Notes: This episode finished 64th for the week with a 5.4 rating (7.73 million viewers) *

8) October 29, 2002: - Halloween: Resurrection Enticed by a clever laughing witch decoration, Matt attempts to put the Pellet house in the Halloween spirit, unwittingly breaking a neighborhood "fright night" truce and forcing Victor to call a meeting of the heads of the five families in the hopes of stopping an all-out decoration war. However, when the meeting goes poorly, the families of Elm Grove Court plunge into a full scale, no-holds-barred battle over the most festive Halloween decorations.

gs: Paul Vogt (Dr. Bruce Sherman), Peter Vogt (Dr. Bryce Sherman), James Greene (Lester Hinman), Jack Laufer (Eddie Fisk)
cs: Bonita Friedericy (Adele Morris), Jessie Vane (little girl #1), Hannah Reisman (little girl #2)
sets: Pellet living room, Pellet kitchen, Pellet front door (exterior), Drugstore

Notes: In this Halloween episode Victor dressed as a soldier (Private Convo), Marlene was an old fashioned Saloon girl, Alex was a little girl with an ax through her chest, and Matt was Rocky Balboa
This episode finished 72nd for the week with a 4.8 rating (6.73 million viewers) *

9) November 12, 2002: - Games People Play Victor and Alex prepare for a day of father-daughter racquetball -- but when Alex is called in to work and Matt volunteers to play in her stead, he unexpectedly emerges the winner. Victor cries foul and demands a rematch, and Alex is once again caught in the middle of their rivalry.

sets: Pellet living room, Pellet kitchen, Alex & Matt's bedroom, Pellet master bedroom, Raquetball court

Notes: This episode finished 64th for the week with a 5.3 rating (7.79 million viewers) *

10) November 19, 2002: - Lucky Charms Victor is hoping to enjoy a family day at the horse races without Matt, but when Matt unexpectedly returns home early from school and joins them, he ends up stealing Victor's racetrack mojo. Also, Marlene, while playing hooky from work, spots her boss and her co-worker, Stacy canoodling a little too close.

gs: Dorie Barton (Stacy Paulsen)
cs: Bobby Block (Kid), Gary Poux (security guard), Frank D'Amico (vendor), Linda Igarashi (Phyllis)
sets: Pellet living room, Pellet kitchen, Racetrack grandstand, Racetrack betting windows

Notes: This episode tied for 70th place for the week with a 5.1 rating (7.85 million viewers) *

11) December 3, 2002: - If You Can't Stand The Heat When Matt teams up with a talented cooking partner, Danny, Alex has little reason to be concerned, until she meets the culinary beauty "Danielle" - a.k.a. partner Danny.

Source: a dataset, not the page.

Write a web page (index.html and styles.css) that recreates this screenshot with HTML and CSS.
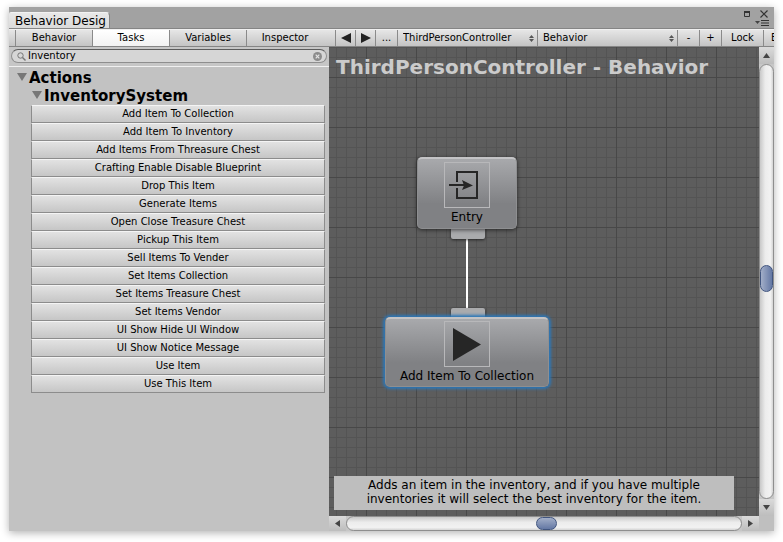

gs: Roslyn Sanchez (Danny), Sally Kellerman (Sabrina)
sets: Pellet kitchen, Pellet living room, Alex & Matt's bedroom, Danny's apt

Notes: This episode finished in a 3-way tie for 66th place with a 5.1 rating (7.44 million viewers) *

12) December 3, 2002: - Married Christmas When Marlene's father, Howard, pays a visit to the Pellet household for some Christmas cheer, the heartwarming holiday turns into a battle of the father-in-laws. Matt realizes that Howard abused Victor and that's the reason he's so tough on him! In an effort to break the cycle, Matt suggests Victor to tell Howard how he feels, but the two come to heads and it takes Matt to bring them back together again.

sgs: Michael Constantine (Howard)
sets: Pellet living room, Pellet kitchen, Victor's basement bar, Parkway Lanes bowling alley

Notes: In a glaring continuity error, the camera cuts from Alex exiting the kitchen carrying a big white platter to her entering the dining room holding a large green bowl.
This episode, which aired after Frasier, finished in a 3-way tie for 42nd place with a 6.5 rating (9.57 million viewers) *

13) January 7, 2003: - Matt Goes Into Labor When cash-strapped Matt persuades a reluctant Victor to let him fill in for his vacationing assistant, he is puzzled when his father-in-law makes him assume a fake name and pretend they don't know each other. Discovering that Victor has told everyone his daughter actually married a man with the accomplishments of her last boyfriend, he can't resist going to meet the man to see what the fuss is all about. Meanwhile, Marlene becomes a reluctant babysitter for Victor's assistant's pet, the cat from hell.

gs: Dan Cortese, Richard F. Whiten (Daryl), Guy Stevenson (Rod)

14) January 14, 2003: - Two Rooms Arriving in South Carolina to attend a Pellet family wedding, Matt discovers why Victor and Marlene have treated him coldly for the entire nine-hour drive -- Alex told her mother about a fight they'd had the night before, when her excessive packing caused Matt to accuse her of being spoiled. When Matt tells her how upset he is that she involved her parents in their private business, Alex retreats to her parent's hotel room for support -- but to her surprise Victor sides with Matt...and Matt winds up with a reluctant roomie. Meanwhile, Alex and Marlene whoop it up in the hotel bar with Civil War reenactors.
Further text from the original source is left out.